Portland JACL Newsletter: February 2014 Issue
Board Member Message by Verne Naito
Best wishes for the New Year. Last year was a sad one for the Nikkei community. We saw the passing of a number of leaders of the Nikkei community in 2013, including, but not limited to, George Azumano and Dr. George Hara, both of whom served as presidents of our Portland JACL in 1947 and 1965, respectively.
During their times, exclusionary laws and overt racism towards Japanese Americans were very much alive and well. What would have raised cries of outrage spilling into this newsletter was business-as-usual back then. One can only imagine the forms of discrimination our chapter had to deal in those days, but I assure you that we are better off today for what they and their respective board members did then. Guess what Oregon city the Meeting for the notice to the right was? (click on it to find out)
Last December, I attended the memorial service for George Azumano. He was a great family man, a great businessman, a great community leader, and a great leader for the Nikkei community. As one of the eulogizers stated, George Azumano had a “quiet leadership style,” and was a “true role model” for all of us. Another eulogizer called George “a Nikkei hero.” But it was the reflective comment of George’s grandson, Tadashi Dozono, who is a Yonsei, which resonated in my mind. Tadashi said that his grandfather and other Nisei defined for his generation what it means to be a “Japanese American.”

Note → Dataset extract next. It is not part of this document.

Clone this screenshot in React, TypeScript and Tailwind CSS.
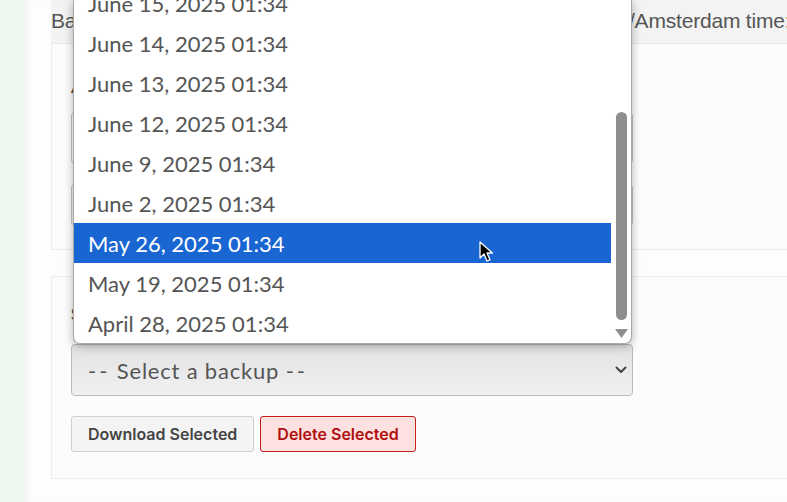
import React from "react";

const backups = [
  "June 15, 2025 01:34",
  "June 14, 2025 01:34",
  "June 13, 2025 01:34",
  "June 12, 2025 01:34",
  "June 9, 2025 01:34",
  "June 2, 2025 01:34",
  "May 26, 2025 01:34",
  "May 19, 2025 01:34",
  "April 28, 2025 01:34",
];

const selected = "May 26, 2025 01:34";

function Chevron() {
  return (
    <svg width="12" height="8" viewBox="0 0 12 8" fill="none">
      <path d="M1.5 1.5 6 6l4.5-4.5" stroke="#444" strokeWidth="2" strokeLinecap="round" strokeLinejoin="round" />
    </svg>
  );
}

function Cursor() {
  return (
    <svg width="14" height="21" viewBox="0 0 14 21">
      <path d="M1 1v16l4-4 3 7 3-1.3-3-6.7h5.5z" fill="#000" stroke="#fff" strokeWidth="1.3" strokeLinejoin="round" />
    </svg>
  );
}

export default function App() {
  return (
    <div className="relative flex h-[502px] w-[787px] overflow-hidden bg-white">
      <div className="w-[25px] shrink-0 bg-[#edf8ee]" />
      <div className="min-w-0 flex-1 bg-[#fdfdfd] pl-[26px] shadow-[inset_6px_0_8px_-6px_rgba(0,0,0,0.08)]">
        <div className="h-[44px] border-b border-[#e8e8e8] bg-[#f3f3f3] pt-[5px]">
          <p className="whitespace-nowrap font-['Liberation_Sans',Arial,sans-serif] text-[21px] tracking-[-0.19px] text-[#555]">
            Backups are created weekly and listed below by date in Europe/Amsterdam time: newest first.
          </p>
        </div>

        <div className="w-[760px] border border-t-0 border-[#ececec] bg-[#fcfcfc] px-[19px] pt-[30px] pb-[23px]">
          <p className="font-['Lato',sans-serif] text-[17px] font-bold text-[#444]">Automatic backups</p>
          <div className="mt-[12px] h-[52px] w-[562px] rounded-[4px] border border-[#c4c4c4] bg-white" />
          <div className="mt-[20px] h-[42px] w-[562px] rounded-[4px] border border-[#c4c4c4] bg-[#f4f4f4]" />
        </div>

        <div className="mt-[26px] w-[760px] border border-[#ececec] bg-[#fcfcfc] px-[19px] pt-[24px] pb-[26px]">
          <p className="font-['Lato',sans-serif] text-[17px] font-bold text-[#444]">Stored backups</p>
          <div className="mt-[18px] flex h-[52px] w-[562px] items-center justify-between rounded-[4px] border border-[#b9b9b9] bg-gradient-to-b from-[#e2e2e2] to-[#f1f1f1] pr-[5px] pl-[16px]">
            <span className="font-['Lato',sans-serif] text-[22px] tracking-[0.8px] text-[#555]">
              <span className="tracking-[3px]">--</span> Select a backup <span className="tracking-[3px]">--</span>
            </span>
            <Chevron />
          </div>
          <div className="mt-[20px] flex gap-[6px]">
            <button className="h-[36px] rounded-[3px] border border-[#cfcfcf] bg-[#f4f4f4] px-[16px] font-['Inter',sans-serif] text-[16px] font-semibold text-[#444]">
              Download Selected
            </button>
            <button className="h-[36px] rounded-[3px] border border-[#c81d1d] bg-[#fde0e0] px-[16px] font-['Inter',sans-serif] text-[16px] font-semibold text-[#b10f0f]">
              Delete Selected
            </button>
          </div>
        </div>
      </div>

      {/* open select list */}
      <div className="absolute top-0 left-[73px] flex h-[344px] w-[559px] overflow-hidden rounded-b-[7px] border border-t-0 border-[#a9a9a9] bg-white shadow-[0_2px_10px_rgba(0,0,0,0.3)]">
        <ul className="-mt-[17px] flex-1 font-['Lato',sans-serif] text-[22px] text-[#555]">
          {backups.map((b) => (
            <li
              key={b}
              className={
                b === selected
                  ? "flex h-[40px] items-center bg-[#1966d2] pl-[14px] text-white"
                  : "flex h-[40px] items-center pl-[14px]"
              }
            >
              {b}
            </li>
          ))}
        </ul>
        <div className="flex w-[20px] shrink-0 flex-col items-center pt-[112px]">
          <div className="h-[208px] w-[11px] rounded-full bg-[#8e8e8e]" />
          <svg className="mt-[9px]" width="13" height="9" viewBox="0 0 13 9">
            <path d="M0 0h13L6.5 9z" fill="#8e8e8e" />
          </svg>
        </div>
      </div>

      <div className="absolute top-[241px] left-[479px]">
        <Cursor />
      </div>
    </div>
  );
}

The Nisei are the last of the Japanese Americans to have one foot in Japanese culture while their lives are firmly planted in America. The last bit of foreign-ness in the Nisei is all but absent in the Sansei. Few of the Sansei that I know, myself included, can speak Japanese and most have only a passing knowledge of Japanese customs.
In many people’s minds, though, it is not a strong connection to Japan and things Japanese that defines what it means to be “Japanese American.” Rather, it is the WWII experience that uniquely distinguishes us from other Asian American people. The first-hand experiences, feelings, and thoughts of the Nisei in pre-war America, the attack on Pearl Harbor, the incarceration camps, and the aftermath of WWII have shaped us as a people. It cannot be communicated by third parties or history books. The Nisei are the only ones with the first-hand knowledge. For a fortunate few Yonsei, their grandparents have passed on their experience of the experience. With the passing of the Nisei, what will become of our Japanese American heritage?
My personal opinion is that what it means to be Japanese American is changing and will continue to change with passing. Scholars have long considered us the among the most thoroughly assimilated immigrant populations. With an out-marriage rate of over 50%, we are becoming less physically recognizable as an ethnic minority. While the period during WWII and the years following are defining times for our people, how important those times are to being Japanese American going forward may become just one, albeit very important one, of many parts of our experience as a minority group.
The greatest loss in losing the Nisei generation may not be that their real-life experiences fade into history books and video interviews. No, from my perspective, the greatest loss in losing the Nisei—those like George Azumano, Dr. George Hara and countless others—is that we are losing people who not only define what it means to be Japanese American, but whose professional accomplishments, citizenship, family values, and personal character make us proud to be Japanese Americans.